**EXERCISE OBJECTIVE**
Retype the whole listing, please, keeping every line exact and dropping the pictures.

------------------------------------------------

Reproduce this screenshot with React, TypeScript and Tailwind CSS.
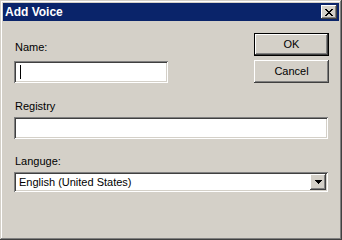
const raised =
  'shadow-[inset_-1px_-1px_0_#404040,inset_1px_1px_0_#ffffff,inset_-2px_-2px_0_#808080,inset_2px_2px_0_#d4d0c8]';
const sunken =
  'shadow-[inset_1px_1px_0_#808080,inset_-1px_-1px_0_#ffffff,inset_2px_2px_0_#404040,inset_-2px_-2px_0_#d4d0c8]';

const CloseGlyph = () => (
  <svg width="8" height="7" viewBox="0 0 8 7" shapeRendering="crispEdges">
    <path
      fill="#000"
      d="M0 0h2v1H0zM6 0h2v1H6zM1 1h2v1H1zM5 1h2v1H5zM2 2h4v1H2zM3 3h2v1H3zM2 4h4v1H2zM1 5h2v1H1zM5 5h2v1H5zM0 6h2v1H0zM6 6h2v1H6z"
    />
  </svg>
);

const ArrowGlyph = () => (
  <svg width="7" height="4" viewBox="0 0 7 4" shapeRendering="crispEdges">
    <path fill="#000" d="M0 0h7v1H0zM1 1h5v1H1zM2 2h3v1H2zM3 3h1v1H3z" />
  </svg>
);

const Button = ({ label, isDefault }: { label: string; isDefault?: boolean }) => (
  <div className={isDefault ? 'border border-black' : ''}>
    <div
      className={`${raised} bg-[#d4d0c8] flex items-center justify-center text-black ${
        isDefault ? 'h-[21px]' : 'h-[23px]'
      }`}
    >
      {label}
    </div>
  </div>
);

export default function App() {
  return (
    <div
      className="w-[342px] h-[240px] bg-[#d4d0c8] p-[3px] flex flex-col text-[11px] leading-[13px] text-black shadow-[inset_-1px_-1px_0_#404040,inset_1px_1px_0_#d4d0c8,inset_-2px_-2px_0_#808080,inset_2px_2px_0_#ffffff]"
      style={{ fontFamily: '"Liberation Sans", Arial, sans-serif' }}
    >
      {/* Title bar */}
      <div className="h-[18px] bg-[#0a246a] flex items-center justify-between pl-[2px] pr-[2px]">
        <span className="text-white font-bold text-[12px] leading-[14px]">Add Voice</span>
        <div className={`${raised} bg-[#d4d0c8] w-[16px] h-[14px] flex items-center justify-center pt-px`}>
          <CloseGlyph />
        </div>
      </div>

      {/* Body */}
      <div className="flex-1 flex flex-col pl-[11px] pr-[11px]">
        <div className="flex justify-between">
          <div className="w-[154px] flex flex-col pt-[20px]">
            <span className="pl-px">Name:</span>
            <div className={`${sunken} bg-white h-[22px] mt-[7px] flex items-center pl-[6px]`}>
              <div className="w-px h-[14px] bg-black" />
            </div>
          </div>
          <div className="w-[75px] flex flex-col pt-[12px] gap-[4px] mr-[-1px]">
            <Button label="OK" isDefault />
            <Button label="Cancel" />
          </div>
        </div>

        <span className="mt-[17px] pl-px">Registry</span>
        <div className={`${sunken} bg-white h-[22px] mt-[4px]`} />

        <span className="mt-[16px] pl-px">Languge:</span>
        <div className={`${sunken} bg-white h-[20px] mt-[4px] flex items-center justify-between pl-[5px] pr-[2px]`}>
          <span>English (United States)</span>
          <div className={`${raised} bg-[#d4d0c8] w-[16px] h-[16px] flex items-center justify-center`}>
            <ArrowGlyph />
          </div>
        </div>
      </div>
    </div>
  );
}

------------------------------------------------

**SOLUTION TO THIS EXERCISE**
Reproduce this screenshot with React, TypeScript and Tailwind CSS.
const raised =
  'shadow-[inset_-1px_-1px_0_#404040,inset_1px_1px_0_#ffffff,inset_-2px_-2px_0_#808080,inset_2px_2px_0_#d4d0c8]';
const sunken =
  'shadow-[inset_1px_1px_0_#808080,inset_-1px_-1px_0_#ffffff,inset_2px_2px_0_#404040,inset_-2px_-2px_0_#d4d0c8]';

const CloseGlyph = () => (
  <svg width="8" height="7" viewBox="0 0 8 7" shapeRendering="crispEdges">
    <path
      fill="#000"
      d="M0 0h2v1H0zM6 0h2v1H6zM1 1h2v1H1zM5 1h2v1H5zM2 2h4v1H2zM3 3h2v1H3zM2 4h4v1H2zM1 5h2v1H1zM5 5h2v1H5zM0 6h2v1H0zM6 6h2v1H6z"
    />
  </svg>
);

const ArrowGlyph = () => (
  <svg width="7" height="4" viewBox="0 0 7 4" shapeRendering="crispEdges">
    <path fill="#000" d="M0 0h7v1H0zM1 1h5v1H1zM2 2h3v1H2zM3 3h1v1H3z" />
  </svg>
);

const Button = ({ label, isDefault }: { label: string; isDefault?: boolean }) => (
  <div className={isDefault ? 'border border-black' : ''}>
    <div
      className={`${raised} bg-[#d4d0c8] flex items-center justify-center text-black ${
        isDefault ? 'h-[21px]' : 'h-[23px]'
      }`}
    >
      {label}
    </div>
  </div>
);

export default function App() {
  return (
    <div
      className="w-[342px] h-[240px] bg-[#d4d0c8] p-[3px] flex flex-col text-[11px] leading-[13px] text-black shadow-[inset_-1px_-1px_0_#404040,inset_1px_1px_0_#d4d0c8,inset_-2px_-2px_0_#808080,inset_2px_2px_0_#ffffff]"
      style={{ fontFamily: '"Liberation Sans", Arial, sans-serif' }}
    >
      {/* Title bar */}
      <div className="h-[18px] bg-[#0a246a] flex items-center justify-between pl-[2px] pr-[2px]">
        <span className="text-white font-bold text-[12px] leading-[14px]">Add Voice</span>
        <div className={`${raised} bg-[#d4d0c8] w-[16px] h-[14px] flex items-center justify-center pt-px`}>
          <CloseGlyph />
        </div>
      </div>

      {/* Body */}
      <div className="flex-1 flex flex-col pl-[11px] pr-[11px]">
        <div className="flex justify-between">
          <div className="w-[154px] flex flex-col pt-[20px]">
            <span className="pl-px">Name:</span>
            <div className={`${sunken} bg-white h-[22px] mt-[7px] flex items-center pl-[6px]`}>
              <div className="w-px h-[14px] bg-black" />
            </div>
          </div>
          <div className="w-[75px] flex flex-col pt-[12px] gap-[4px] mr-[-1px]">
            <Button label="OK" isDefault />
            <Button label="Cancel" />
          </div>
        </div>

        <span className="mt-[17px] pl-px">Registry</span>
        <div className={`${sunken} bg-white h-[22px] mt-[4px]`} />

        <span className="mt-[16px] pl-px">Languge:</span>
        <div className={`${sunken} bg-white h-[20px] mt-[4px] flex items-center justify-between pl-[5px] pr-[2px]`}>
          <span>English (United States)</span>
          <div className={`${raised} bg-[#d4d0c8] w-[16px] h-[16px] flex items-center justify-center`}>
            <ArrowGlyph />
          </div>
        </div>
      </div>
    </div>
  );
}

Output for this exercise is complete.